• Required work: Pull out every line with the word "page".

** START OF Data provided **

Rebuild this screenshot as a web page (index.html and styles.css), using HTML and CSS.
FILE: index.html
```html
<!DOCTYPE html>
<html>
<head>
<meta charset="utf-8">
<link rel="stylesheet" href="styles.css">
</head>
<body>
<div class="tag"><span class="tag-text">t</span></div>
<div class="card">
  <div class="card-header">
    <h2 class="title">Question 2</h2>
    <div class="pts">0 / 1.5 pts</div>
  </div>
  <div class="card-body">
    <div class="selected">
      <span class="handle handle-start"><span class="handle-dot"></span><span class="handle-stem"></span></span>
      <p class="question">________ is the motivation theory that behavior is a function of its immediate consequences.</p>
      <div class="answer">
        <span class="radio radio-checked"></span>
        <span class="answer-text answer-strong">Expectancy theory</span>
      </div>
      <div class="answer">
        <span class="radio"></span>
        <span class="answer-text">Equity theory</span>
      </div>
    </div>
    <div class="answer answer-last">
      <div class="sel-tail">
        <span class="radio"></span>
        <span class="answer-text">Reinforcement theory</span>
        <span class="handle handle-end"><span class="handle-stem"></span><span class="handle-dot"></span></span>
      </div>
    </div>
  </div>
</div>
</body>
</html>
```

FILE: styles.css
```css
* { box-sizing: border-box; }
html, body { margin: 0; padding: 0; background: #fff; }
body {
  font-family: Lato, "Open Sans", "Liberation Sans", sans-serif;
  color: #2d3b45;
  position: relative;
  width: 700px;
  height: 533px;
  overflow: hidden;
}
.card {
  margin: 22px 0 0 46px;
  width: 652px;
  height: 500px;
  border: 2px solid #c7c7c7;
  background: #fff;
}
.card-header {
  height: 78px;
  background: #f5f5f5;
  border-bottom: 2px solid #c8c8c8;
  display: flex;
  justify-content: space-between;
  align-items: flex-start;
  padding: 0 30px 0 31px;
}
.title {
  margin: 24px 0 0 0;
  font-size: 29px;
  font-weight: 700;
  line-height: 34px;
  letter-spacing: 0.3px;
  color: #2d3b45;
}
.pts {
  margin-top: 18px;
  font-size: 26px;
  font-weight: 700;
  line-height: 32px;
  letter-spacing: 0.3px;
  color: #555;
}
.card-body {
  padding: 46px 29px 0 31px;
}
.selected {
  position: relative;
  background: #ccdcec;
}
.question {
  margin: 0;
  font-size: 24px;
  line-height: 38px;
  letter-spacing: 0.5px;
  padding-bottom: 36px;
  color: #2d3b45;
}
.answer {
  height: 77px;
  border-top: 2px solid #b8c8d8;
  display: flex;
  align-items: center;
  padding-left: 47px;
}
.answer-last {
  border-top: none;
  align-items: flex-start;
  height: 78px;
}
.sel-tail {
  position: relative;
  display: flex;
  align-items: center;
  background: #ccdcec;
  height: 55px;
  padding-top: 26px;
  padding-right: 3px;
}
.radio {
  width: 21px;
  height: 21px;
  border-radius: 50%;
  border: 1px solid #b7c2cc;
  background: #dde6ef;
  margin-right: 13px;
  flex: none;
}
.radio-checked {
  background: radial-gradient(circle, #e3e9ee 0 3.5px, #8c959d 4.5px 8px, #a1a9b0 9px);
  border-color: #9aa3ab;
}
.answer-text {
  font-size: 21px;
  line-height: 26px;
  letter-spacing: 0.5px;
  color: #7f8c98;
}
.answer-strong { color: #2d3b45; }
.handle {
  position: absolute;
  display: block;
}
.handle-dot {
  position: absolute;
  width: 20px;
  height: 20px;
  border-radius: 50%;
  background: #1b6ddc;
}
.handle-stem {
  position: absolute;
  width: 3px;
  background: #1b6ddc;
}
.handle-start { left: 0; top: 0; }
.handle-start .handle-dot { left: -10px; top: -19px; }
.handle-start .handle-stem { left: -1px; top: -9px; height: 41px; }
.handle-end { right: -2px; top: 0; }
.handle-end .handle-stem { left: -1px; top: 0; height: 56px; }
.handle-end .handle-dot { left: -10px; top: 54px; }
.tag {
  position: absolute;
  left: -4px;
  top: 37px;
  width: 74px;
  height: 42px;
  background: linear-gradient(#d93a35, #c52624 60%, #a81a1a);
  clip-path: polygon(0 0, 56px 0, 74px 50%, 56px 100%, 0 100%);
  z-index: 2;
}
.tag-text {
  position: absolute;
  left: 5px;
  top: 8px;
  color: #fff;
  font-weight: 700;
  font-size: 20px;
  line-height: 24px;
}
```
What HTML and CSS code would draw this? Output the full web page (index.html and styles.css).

** END OF Data provided **

• Answer to the exercise:
Rebuild this screenshot as a web page (index.html and styles.css), using HTML and CSS.
What HTML and CSS code would draw this? Output the full web page (index.html and styles.css).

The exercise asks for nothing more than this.